*SET TASK*.
Would you copy out the whole listing exactly as given?
━━━━━━━━━━━━━━━━
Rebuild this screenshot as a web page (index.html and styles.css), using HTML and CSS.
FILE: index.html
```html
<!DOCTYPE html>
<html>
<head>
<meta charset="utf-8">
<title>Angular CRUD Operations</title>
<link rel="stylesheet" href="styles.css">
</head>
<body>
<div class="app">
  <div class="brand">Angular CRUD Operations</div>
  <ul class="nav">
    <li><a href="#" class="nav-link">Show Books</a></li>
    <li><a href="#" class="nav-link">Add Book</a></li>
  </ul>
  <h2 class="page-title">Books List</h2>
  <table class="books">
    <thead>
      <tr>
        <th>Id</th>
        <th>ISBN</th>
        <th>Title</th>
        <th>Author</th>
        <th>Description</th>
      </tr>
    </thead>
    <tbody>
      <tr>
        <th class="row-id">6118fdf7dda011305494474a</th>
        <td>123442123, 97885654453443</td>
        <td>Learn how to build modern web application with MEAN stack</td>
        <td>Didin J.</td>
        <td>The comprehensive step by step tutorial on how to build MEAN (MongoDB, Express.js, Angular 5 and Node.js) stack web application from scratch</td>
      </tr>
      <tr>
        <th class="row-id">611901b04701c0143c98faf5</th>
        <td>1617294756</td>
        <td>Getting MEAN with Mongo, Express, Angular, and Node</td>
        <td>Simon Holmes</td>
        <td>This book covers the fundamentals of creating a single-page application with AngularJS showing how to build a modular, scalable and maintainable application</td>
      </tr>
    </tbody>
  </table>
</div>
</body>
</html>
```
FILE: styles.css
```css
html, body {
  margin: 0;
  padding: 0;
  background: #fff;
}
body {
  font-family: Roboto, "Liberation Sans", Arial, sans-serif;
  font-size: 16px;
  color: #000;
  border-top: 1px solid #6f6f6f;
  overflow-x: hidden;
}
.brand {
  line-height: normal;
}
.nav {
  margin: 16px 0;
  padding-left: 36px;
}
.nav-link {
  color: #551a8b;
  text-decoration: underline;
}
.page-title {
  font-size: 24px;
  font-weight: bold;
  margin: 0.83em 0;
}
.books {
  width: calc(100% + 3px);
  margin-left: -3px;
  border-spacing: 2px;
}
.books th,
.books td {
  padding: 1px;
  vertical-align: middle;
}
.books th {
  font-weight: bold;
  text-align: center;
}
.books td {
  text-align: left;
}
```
━━━━━━━━━━━━━━━━
*FULL ANSWER*.
Rebuild this screenshot as a web page (index.html and styles.css), using HTML and CSS.
FILE: index.html
```html
<!DOCTYPE html>
<html>
<head>
<meta charset="utf-8">
<title>Angular CRUD Operations</title>
<link rel="stylesheet" href="styles.css">
</head>
<body>
<div class="app">
  <div class="brand">Angular CRUD Operations</div>
  <ul class="nav">
    <li><a href="#" class="nav-link">Show Books</a></li>
    <li><a href="#" class="nav-link">Add Book</a></li>
  </ul>
  <h2 class="page-title">Books List</h2>
  <table class="books">
    <thead>
      <tr>
        <th>Id</th>
        <th>ISBN</th>
        <th>Title</th>
        <th>Author</th>
        <th>Description</th>
      </tr>
    </thead>
    <tbody>
      <tr>
        <th class="row-id">6118fdf7dda011305494474a</th>
        <td>123442123, 97885654453443</td>
        <td>Learn how to build modern web application with MEAN stack</td>
        <td>Didin J.</td>
        <td>The comprehensive step by step tutorial on how to build MEAN (MongoDB, Express.js, Angular 5 and Node.js) stack web application from scratch</td>
      </tr>
      <tr>
        <th class="row-id">611901b04701c0143c98faf5</th>
        <td>1617294756</td>
        <td>Getting MEAN with Mongo, Express, Angular, and Node</td>
        <td>Simon Holmes</td>
        <td>This book covers the fundamentals of creating a single-page application with AngularJS showing how to build a modular, scalable and maintainable application</td>
      </tr>
    </tbody>
  </table>
</div>
</body>
</html>
```
FILE: styles.css
```css
html, body {
  margin: 0;
  padding: 0;
  background: #fff;
}
body {
  font-family: Roboto, "Liberation Sans", Arial, sans-serif;
  font-size: 16px;
  color: #000;
  border-top: 1px solid #6f6f6f;
  overflow-x: hidden;
}
.brand {
  line-height: normal;
}
.nav {
  margin: 16px 0;
  padding-left: 36px;
}
.nav-link {
  color: #551a8b;
  text-decoration: underline;
}
.page-title {
  font-size: 24px;
  font-weight: bold;
  margin: 0.83em 0;
}
.books {
  width: calc(100% + 3px);
  margin-left: -3px;
  border-spacing: 2px;
}
.books th,
.books td {
  padding: 1px;
  vertical-align: middle;
}
.books th {
  font-weight: bold;
  text-align: center;
}
.books td {
  text-align: left;
}
```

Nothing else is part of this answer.